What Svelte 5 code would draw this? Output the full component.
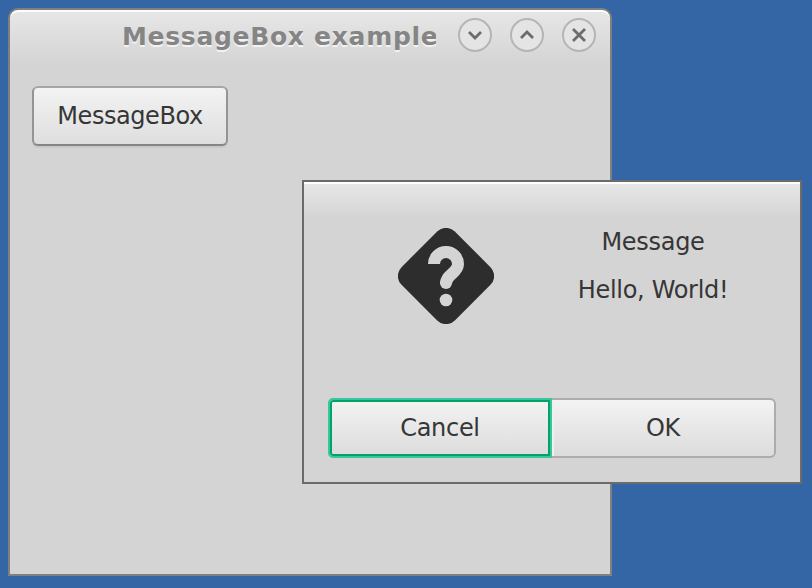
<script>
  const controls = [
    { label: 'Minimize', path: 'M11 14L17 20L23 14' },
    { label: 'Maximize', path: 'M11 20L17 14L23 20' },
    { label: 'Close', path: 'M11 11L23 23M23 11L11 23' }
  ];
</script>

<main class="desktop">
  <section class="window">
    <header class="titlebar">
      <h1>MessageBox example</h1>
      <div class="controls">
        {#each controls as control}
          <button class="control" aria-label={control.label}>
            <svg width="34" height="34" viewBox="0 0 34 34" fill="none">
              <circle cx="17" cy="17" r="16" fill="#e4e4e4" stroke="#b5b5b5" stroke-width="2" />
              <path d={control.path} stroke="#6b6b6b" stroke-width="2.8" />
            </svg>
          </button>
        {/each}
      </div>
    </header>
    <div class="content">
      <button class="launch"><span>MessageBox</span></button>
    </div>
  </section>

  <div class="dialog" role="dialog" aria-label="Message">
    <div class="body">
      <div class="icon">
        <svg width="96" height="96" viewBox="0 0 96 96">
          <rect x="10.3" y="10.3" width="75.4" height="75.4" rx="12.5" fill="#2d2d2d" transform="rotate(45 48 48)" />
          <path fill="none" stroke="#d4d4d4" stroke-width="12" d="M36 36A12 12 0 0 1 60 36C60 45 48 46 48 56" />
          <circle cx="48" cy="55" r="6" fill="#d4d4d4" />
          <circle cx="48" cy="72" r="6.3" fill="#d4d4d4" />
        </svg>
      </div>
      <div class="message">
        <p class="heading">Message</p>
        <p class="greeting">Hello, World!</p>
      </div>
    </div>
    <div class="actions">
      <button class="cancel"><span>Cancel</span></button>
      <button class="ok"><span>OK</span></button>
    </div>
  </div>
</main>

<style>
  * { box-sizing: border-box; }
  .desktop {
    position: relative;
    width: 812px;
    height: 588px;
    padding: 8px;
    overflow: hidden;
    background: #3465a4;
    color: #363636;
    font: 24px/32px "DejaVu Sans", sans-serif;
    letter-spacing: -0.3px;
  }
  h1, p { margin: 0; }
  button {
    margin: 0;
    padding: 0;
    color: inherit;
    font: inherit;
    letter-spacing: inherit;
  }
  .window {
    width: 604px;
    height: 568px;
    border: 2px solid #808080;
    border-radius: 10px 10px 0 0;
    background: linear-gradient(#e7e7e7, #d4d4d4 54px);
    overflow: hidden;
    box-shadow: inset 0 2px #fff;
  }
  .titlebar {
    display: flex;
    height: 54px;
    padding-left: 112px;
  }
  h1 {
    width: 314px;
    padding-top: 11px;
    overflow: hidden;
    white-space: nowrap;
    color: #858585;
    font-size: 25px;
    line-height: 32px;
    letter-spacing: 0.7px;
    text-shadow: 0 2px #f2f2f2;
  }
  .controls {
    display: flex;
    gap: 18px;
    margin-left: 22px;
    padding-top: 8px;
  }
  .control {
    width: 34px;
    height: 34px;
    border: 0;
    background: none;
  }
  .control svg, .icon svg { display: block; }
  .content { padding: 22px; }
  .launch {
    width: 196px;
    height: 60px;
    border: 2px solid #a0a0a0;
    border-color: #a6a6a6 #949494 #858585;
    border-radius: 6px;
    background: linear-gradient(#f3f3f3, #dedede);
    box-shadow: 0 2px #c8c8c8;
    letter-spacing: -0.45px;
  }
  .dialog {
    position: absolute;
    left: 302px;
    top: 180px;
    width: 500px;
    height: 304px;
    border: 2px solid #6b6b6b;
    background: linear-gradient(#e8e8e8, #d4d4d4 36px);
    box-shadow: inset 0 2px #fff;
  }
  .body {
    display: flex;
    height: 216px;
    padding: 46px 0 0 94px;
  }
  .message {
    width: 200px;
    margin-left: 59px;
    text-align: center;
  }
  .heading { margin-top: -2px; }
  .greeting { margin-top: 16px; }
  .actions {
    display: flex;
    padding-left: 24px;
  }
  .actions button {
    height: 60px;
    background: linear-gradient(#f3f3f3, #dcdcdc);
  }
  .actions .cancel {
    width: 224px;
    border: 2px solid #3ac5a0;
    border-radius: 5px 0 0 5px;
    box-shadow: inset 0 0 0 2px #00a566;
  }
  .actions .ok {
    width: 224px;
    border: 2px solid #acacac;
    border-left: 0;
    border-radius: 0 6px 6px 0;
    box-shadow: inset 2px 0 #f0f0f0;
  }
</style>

════════

Reproduce the whole listing exactly, but not the images in it.

Complete answer:
What Svelte 5 code would draw this? Output the full component.
<script>
  const controls = [
    { label: 'Minimize', path: 'M11 14L17 20L23 14' },
    { label: 'Maximize', path: 'M11 20L17 14L23 20' },
    { label: 'Close', path: 'M11 11L23 23M23 11L11 23' }
  ];
</script>

<main class="desktop">
  <section class="window">
    <header class="titlebar">
      <h1>MessageBox example</h1>
      <div class="controls">
        {#each controls as control}
          <button class="control" aria-label={control.label}>
            <svg width="34" height="34" viewBox="0 0 34 34" fill="none">
              <circle cx="17" cy="17" r="16" fill="#e4e4e4" stroke="#b5b5b5" stroke-width="2" />
              <path d={control.path} stroke="#6b6b6b" stroke-width="2.8" />
            </svg>
          </button>
        {/each}
      </div>
    </header>
    <div class="content">
      <button class="launch"><span>MessageBox</span></button>
    </div>
  </section>

  <div class="dialog" role="dialog" aria-label="Message">
    <div class="body">
      <div class="icon">
        <svg width="96" height="96" viewBox="0 0 96 96">
          <rect x="10.3" y="10.3" width="75.4" height="75.4" rx="12.5" fill="#2d2d2d" transform="rotate(45 48 48)" />
          <path fill="none" stroke="#d4d4d4" stroke-width="12" d="M36 36A12 12 0 0 1 60 36C60 45 48 46 48 56" />
          <circle cx="48" cy="55" r="6" fill="#d4d4d4" />
          <circle cx="48" cy="72" r="6.3" fill="#d4d4d4" />
        </svg>
      </div>
      <div class="message">
        <p class="heading">Message</p>
        <p class="greeting">Hello, World!</p>
      </div>
    </div>
    <div class="actions">
      <button class="cancel"><span>Cancel</span></button>
      <button class="ok"><span>OK</span></button>
    </div>
  </div>
</main>

<style>
  * { box-sizing: border-box; }
  .desktop {
    position: relative;
    width: 812px;
    height: 588px;
    padding: 8px;
    overflow: hidden;
    background: #3465a4;
    color: #363636;
    font: 24px/32px "DejaVu Sans", sans-serif;
    letter-spacing: -0.3px;
  }
  h1, p { margin: 0; }
  button {
    margin: 0;
    padding: 0;
    color: inherit;
    font: inherit;
    letter-spacing: inherit;
  }
  .window {
    width: 604px;
    height: 568px;
    border: 2px solid #808080;
    border-radius: 10px 10px 0 0;
    background: linear-gradient(#e7e7e7, #d4d4d4 54px);
    overflow: hidden;
    box-shadow: inset 0 2px #fff;
  }
  .titlebar {
    display: flex;
    height: 54px;
    padding-left: 112px;
  }
  h1 {
    width: 314px;
    padding-top: 11px;
    overflow: hidden;
    white-space: nowrap;
    color: #858585;
    font-size: 25px;
    line-height: 32px;
    letter-spacing: 0.7px;
    text-shadow: 0 2px #f2f2f2;
  }
  .controls {
    display: flex;
    gap: 18px;
    margin-left: 22px;
    padding-top: 8px;
  }
  .control {
    width: 34px;
    height: 34px;
    border: 0;
    background: none;
  }
  .control svg, .icon svg { display: block; }
  .content { padding: 22px; }
  .launch {
    width: 196px;
    height: 60px;
    border: 2px solid #a0a0a0;
    border-color: #a6a6a6 #949494 #858585;
    border-radius: 6px;
    background: linear-gradient(#f3f3f3, #dedede);
    box-shadow: 0 2px #c8c8c8;
    letter-spacing: -0.45px;
  }
  .dialog {
    position: absolute;
    left: 302px;
    top: 180px;
    width: 500px;
    height: 304px;
    border: 2px solid #6b6b6b;
    background: linear-gradient(#e8e8e8, #d4d4d4 36px);
    box-shadow: inset 0 2px #fff;
  }
  .body {
    display: flex;
    height: 216px;
    padding: 46px 0 0 94px;
  }
  .message {
    width: 200px;
    margin-left: 59px;
    text-align: center;
  }
  .heading { margin-top: -2px; }
  .greeting { margin-top: 16px; }
  .actions {
    display: flex;
    padding-left: 24px;
  }
  .actions button {
    height: 60px;
    background: linear-gradient(#f3f3f3, #dcdcdc);
  }
  .actions .cancel {
    width: 224px;
    border: 2px solid #3ac5a0;
    border-radius: 5px 0 0 5px;
    box-shadow: inset 0 0 0 2px #00a566;
  }
  .actions .ok {
    width: 224px;
    border: 2px solid #acacac;
    border-left: 0;
    border-radius: 0 6px 6px 0;
    box-shadow: inset 2px 0 #f0f0f0;
  }
</style>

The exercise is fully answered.